Rock star, political activist and private equity investor Bob Geldof has condemned the global funds industry for being “criminally non innovative” in its failure to invest in Africa, according to a report in The Financial Times.

“(Fund managers) are actually paid to invest money according to their principles, so how can they justify ignoring one billion people in the world’s fastest-growing markets?” Geldof said  in the report.

Geldof urged fund managers attending a recent Fund Forum conference in Monaco to invest in what he sees as a forgotten continent.

The same managers who ignore Africa go “through endless hardship to get to Asia,” Geldof said in the report. Investors who look to China rather than Africa are missing out on “massive returns,” he added.
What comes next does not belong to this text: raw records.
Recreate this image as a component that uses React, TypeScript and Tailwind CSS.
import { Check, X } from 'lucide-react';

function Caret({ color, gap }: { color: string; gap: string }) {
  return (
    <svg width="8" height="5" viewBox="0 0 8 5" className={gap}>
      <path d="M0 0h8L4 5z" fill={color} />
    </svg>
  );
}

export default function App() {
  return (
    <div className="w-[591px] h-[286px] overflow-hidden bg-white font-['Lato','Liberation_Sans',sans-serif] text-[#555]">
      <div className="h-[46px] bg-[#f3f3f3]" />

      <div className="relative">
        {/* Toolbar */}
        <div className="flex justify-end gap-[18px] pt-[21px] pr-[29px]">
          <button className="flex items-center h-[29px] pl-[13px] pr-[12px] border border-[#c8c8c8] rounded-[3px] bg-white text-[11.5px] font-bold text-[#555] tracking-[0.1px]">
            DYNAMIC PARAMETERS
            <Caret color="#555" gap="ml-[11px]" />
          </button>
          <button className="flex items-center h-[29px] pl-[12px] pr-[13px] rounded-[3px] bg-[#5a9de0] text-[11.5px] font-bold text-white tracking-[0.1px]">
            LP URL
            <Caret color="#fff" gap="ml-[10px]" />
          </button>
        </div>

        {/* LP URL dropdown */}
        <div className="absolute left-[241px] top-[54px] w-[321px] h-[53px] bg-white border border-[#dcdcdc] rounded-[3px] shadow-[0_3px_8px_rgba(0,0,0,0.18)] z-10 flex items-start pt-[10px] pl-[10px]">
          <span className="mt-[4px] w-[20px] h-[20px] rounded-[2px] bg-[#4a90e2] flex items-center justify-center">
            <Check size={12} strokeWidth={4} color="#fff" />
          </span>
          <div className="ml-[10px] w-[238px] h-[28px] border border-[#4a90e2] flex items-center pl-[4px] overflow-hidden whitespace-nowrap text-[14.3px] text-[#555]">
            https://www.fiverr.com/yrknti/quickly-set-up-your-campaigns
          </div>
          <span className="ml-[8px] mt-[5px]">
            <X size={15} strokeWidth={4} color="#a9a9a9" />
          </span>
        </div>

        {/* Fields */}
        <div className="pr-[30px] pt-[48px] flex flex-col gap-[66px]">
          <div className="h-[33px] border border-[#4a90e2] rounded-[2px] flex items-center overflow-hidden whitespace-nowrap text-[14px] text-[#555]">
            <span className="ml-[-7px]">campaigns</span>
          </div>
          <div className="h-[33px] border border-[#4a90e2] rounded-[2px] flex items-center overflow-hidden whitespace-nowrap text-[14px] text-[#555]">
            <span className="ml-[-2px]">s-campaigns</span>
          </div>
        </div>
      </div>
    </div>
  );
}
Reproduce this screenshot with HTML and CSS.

Geldof backed 8 Miles, a fund named for the distance between the Africa and the southernmost tip of Europe that raised $200 million in 2012 to invest throughout Africa. The fund was also backed by Kofi Annan, former U.N. secretary general, and sponsored by  investment bank CLSA. The U.K. development institution, CDC invested $50 million in the fund, according to The Financial Times.

An Irish born singer-songwriter, Geldof has been backing Africa for decades. In 1985 he helped organize “We Are The World,” a single recorded by 45 top U.S. artists forming the supergroup USA for Africa. Written by Michael Jackson and Lionel Richie, the single sold 20 million-plus copies.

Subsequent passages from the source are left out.